No. of Recommendations: 15
A poster on another board (Seattle Pioneer) often posts about how different it is nowadays in this country with regard to accessibility of material objects, and he got me thinking about it.

200 years ago if you wanted a new shirt someone had to grow the cotton, spin the thread, weave the cloth, cut the pattern, and sew the seams by hand. After carving the buttons from wood or horn. Whew! Now we can grab them off the rack by the handful, and for next to nothing at a thrift or 'dollar' store.

In today's USA, having Stuff isn't that hard anymore. I've visited people who had been short of money for years and their home was jammed with Stuff. Mostly poor quality, but stuff all the same.
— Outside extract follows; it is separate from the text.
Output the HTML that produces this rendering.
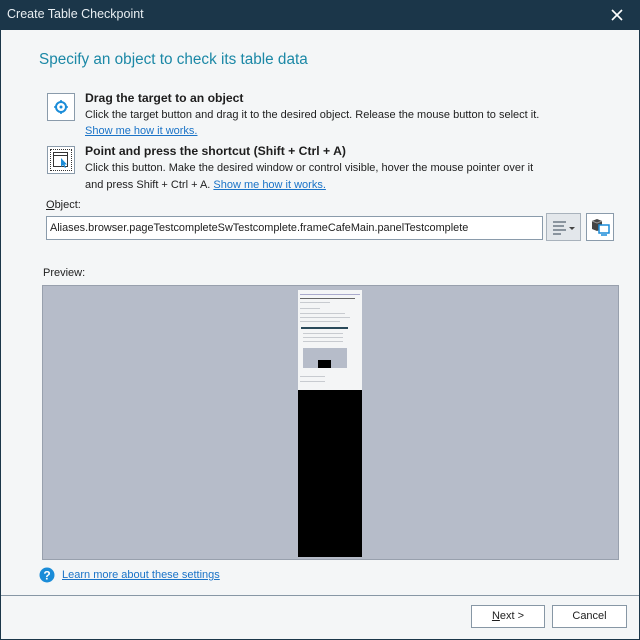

We used to have a homeless guy sleep on our back porch (long story), he stored his Stuff under the house - bags and bags of it.

Getting Stuff isn't the hard part any more. Now the real challenge is to make concious decisions about how much Stuff to have, and to keep from spending all your energy maintaining your Stuff.

I spent the 80's acquiring Stuff, and the 90's cutting way back on it. My quest for the 00s is to see how little physical stuff I can manage with. This is partly a spiritual journey, shifting emphasis to God and to interactions with other people, family, friends. Activities instead of acquisitions. Parties not purchases. Conversation vs. gifts. Social events not shopping trips.

It is also partly an experiment to push the limits of the digitalization of life. I already use only online reference works [,,] instead of bound books. The only physical books in my house are library fiction. Ten years ago I was dragging 575 books around with me.
I bought a scanner, and as soon as I can convince it to work I'll scan 40 years of photographs in and do fun creative stuff with them. I'll pass the physical pictures on to others.

Years ago I made a spreadsheet file of what we owned, for homeowners insurance. We don't have contents insurance now, but I have kept up with the list and now turned it into a sort of countdown. Each time I find a non-physical substitute for something and get rid of an object, or just get rid, I delete from the list and the count goes down. A compulsive's idea of a good time!

I'm waiting for the invention of a wrist hologram generator that puts digital clothes on you. No more laundry! A Star Trek replicator that makes your meals from energy -- no pantry storage. Can't think of a digital substitute for furniture. Force-fields?